/---
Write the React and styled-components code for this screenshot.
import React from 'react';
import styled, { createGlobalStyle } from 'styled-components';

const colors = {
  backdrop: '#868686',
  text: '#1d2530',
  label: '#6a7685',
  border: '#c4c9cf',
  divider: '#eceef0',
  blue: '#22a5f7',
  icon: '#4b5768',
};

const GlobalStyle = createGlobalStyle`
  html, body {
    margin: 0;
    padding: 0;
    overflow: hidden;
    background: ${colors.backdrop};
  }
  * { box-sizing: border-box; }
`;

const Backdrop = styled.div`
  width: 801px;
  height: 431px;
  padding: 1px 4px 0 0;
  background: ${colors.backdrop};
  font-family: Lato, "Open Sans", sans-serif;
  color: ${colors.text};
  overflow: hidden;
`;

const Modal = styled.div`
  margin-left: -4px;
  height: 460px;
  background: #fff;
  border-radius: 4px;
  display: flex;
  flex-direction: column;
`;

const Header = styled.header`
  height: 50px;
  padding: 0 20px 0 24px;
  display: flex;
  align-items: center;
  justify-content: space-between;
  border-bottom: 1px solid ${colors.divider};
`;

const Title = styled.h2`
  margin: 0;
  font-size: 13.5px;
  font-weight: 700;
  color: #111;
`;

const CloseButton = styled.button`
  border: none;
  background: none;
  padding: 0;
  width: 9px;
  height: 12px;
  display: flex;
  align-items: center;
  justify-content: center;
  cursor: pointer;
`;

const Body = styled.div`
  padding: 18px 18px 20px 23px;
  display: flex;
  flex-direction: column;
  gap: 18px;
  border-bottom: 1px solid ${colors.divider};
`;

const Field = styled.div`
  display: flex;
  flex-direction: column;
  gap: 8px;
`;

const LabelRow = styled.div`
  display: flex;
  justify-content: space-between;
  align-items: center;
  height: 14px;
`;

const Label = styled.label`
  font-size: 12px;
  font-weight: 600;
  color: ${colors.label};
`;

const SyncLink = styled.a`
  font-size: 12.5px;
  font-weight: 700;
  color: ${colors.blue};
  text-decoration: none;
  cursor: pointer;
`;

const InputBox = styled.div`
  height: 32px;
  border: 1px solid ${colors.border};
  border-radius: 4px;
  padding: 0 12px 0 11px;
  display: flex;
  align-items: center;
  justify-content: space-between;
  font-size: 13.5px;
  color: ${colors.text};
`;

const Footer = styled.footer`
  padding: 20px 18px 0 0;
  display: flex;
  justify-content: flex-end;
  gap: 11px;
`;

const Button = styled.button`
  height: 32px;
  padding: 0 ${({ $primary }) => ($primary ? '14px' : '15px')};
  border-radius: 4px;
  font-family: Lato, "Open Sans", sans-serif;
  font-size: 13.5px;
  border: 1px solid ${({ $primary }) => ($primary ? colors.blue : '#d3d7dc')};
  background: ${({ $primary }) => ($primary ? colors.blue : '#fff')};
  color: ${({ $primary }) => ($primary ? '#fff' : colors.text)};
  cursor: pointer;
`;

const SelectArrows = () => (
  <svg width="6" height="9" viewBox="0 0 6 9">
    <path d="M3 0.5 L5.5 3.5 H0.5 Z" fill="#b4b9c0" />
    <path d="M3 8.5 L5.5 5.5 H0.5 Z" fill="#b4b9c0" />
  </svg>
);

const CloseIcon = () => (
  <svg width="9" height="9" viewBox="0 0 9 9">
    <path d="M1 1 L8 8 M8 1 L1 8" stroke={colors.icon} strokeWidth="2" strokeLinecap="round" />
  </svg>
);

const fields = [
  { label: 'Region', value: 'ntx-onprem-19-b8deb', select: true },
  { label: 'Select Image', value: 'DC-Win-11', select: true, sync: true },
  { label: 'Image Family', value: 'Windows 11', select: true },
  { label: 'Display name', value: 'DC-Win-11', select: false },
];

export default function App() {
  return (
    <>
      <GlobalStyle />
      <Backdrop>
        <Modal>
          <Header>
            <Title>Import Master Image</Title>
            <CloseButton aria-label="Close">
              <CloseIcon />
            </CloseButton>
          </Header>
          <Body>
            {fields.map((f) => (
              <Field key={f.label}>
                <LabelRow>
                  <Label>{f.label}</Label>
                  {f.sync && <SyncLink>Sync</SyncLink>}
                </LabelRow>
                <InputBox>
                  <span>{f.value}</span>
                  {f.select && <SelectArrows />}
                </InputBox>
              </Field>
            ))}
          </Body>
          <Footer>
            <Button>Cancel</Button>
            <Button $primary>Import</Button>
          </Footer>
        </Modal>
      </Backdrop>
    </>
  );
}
\---
Written request: Extract each line of the listing above, copying it word for word.

Full output:
Write the React and styled-components code for this screenshot.
import React from 'react';
import styled, { createGlobalStyle } from 'styled-components';

const colors = {
  backdrop: '#868686',
  text: '#1d2530',
  label: '#6a7685',
  border: '#c4c9cf',
  divider: '#eceef0',
  blue: '#22a5f7',
  icon: '#4b5768',
};

const GlobalStyle = createGlobalStyle`
  html, body {
    margin: 0;
    padding: 0;
    overflow: hidden;
    background: ${colors.backdrop};
  }
  * { box-sizing: border-box; }
`;

const Backdrop = styled.div`
  width: 801px;
  height: 431px;
  padding: 1px 4px 0 0;
  background: ${colors.backdrop};
  font-family: Lato, "Open Sans", sans-serif;
  color: ${colors.text};
  overflow: hidden;
`;

const Modal = styled.div`
  margin-left: -4px;
  height: 460px;
  background: #fff;
  border-radius: 4px;
  display: flex;
  flex-direction: column;
`;

const Header = styled.header`
  height: 50px;
  padding: 0 20px 0 24px;
  display: flex;
  align-items: center;
  justify-content: space-between;
  border-bottom: 1px solid ${colors.divider};
`;

const Title = styled.h2`
  margin: 0;
  font-size: 13.5px;
  font-weight: 700;
  color: #111;
`;

const CloseButton = styled.button`
  border: none;
  background: none;
  padding: 0;
  width: 9px;
  height: 12px;
  display: flex;
  align-items: center;
  justify-content: center;
  cursor: pointer;
`;

const Body = styled.div`
  padding: 18px 18px 20px 23px;
  display: flex;
  flex-direction: column;
  gap: 18px;
  border-bottom: 1px solid ${colors.divider};
`;

const Field = styled.div`
  display: flex;
  flex-direction: column;
  gap: 8px;
`;

const LabelRow = styled.div`
  display: flex;
  justify-content: space-between;
  align-items: center;
  height: 14px;
`;

const Label = styled.label`
  font-size: 12px;
  font-weight: 600;
  color: ${colors.label};
`;

const SyncLink = styled.a`
  font-size: 12.5px;
  font-weight: 700;
  color: ${colors.blue};
  text-decoration: none;
  cursor: pointer;
`;

const InputBox = styled.div`
  height: 32px;
  border: 1px solid ${colors.border};
  border-radius: 4px;
  padding: 0 12px 0 11px;
  display: flex;
  align-items: center;
  justify-content: space-between;
  font-size: 13.5px;
  color: ${colors.text};
`;

const Footer = styled.footer`
  padding: 20px 18px 0 0;
  display: flex;
  justify-content: flex-end;
  gap: 11px;
`;

const Button = styled.button`
  height: 32px;
  padding: 0 ${({ $primary }) => ($primary ? '14px' : '15px')};
  border-radius: 4px;
  font-family: Lato, "Open Sans", sans-serif;
  font-size: 13.5px;
  border: 1px solid ${({ $primary }) => ($primary ? colors.blue : '#d3d7dc')};
  background: ${({ $primary }) => ($primary ? colors.blue : '#fff')};
  color: ${({ $primary }) => ($primary ? '#fff' : colors.text)};
  cursor: pointer;
`;

const SelectArrows = () => (
  <svg width="6" height="9" viewBox="0 0 6 9">
    <path d="M3 0.5 L5.5 3.5 H0.5 Z" fill="#b4b9c0" />
    <path d="M3 8.5 L5.5 5.5 H0.5 Z" fill="#b4b9c0" />
  </svg>
);

const CloseIcon = () => (
  <svg width="9" height="9" viewBox="0 0 9 9">
    <path d="M1 1 L8 8 M8 1 L1 8" stroke={colors.icon} strokeWidth="2" strokeLinecap="round" />
  </svg>
);

const fields = [
  { label: 'Region', value: 'ntx-onprem-19-b8deb', select: true },
  { label: 'Select Image', value: 'DC-Win-11', select: true, sync: true },
  { label: 'Image Family', value: 'Windows 11', select: true },
  { label: 'Display name', value: 'DC-Win-11', select: false },
];

export default function App() {
  return (
    <>
      <GlobalStyle />
      <Backdrop>
        <Modal>
          <Header>
            <Title>Import Master Image</Title>
            <CloseButton aria-label="Close">
              <CloseIcon />
            </CloseButton>
          </Header>
          <Body>
            {fields.map((f) => (
              <Field key={f.label}>
                <LabelRow>
                  <Label>{f.label}</Label>
                  {f.sync && <SyncLink>Sync</SyncLink>}
                </LabelRow>
                <InputBox>
                  <span>{f.value}</span>
                  {f.select && <SelectArrows />}
                </InputBox>
              </Field>
            ))}
          </Body>
          <Footer>
            <Button>Cancel</Button>
            <Button $primary>Import</Button>
          </Footer>
        </Modal>
      </Backdrop>
    </>
  );
}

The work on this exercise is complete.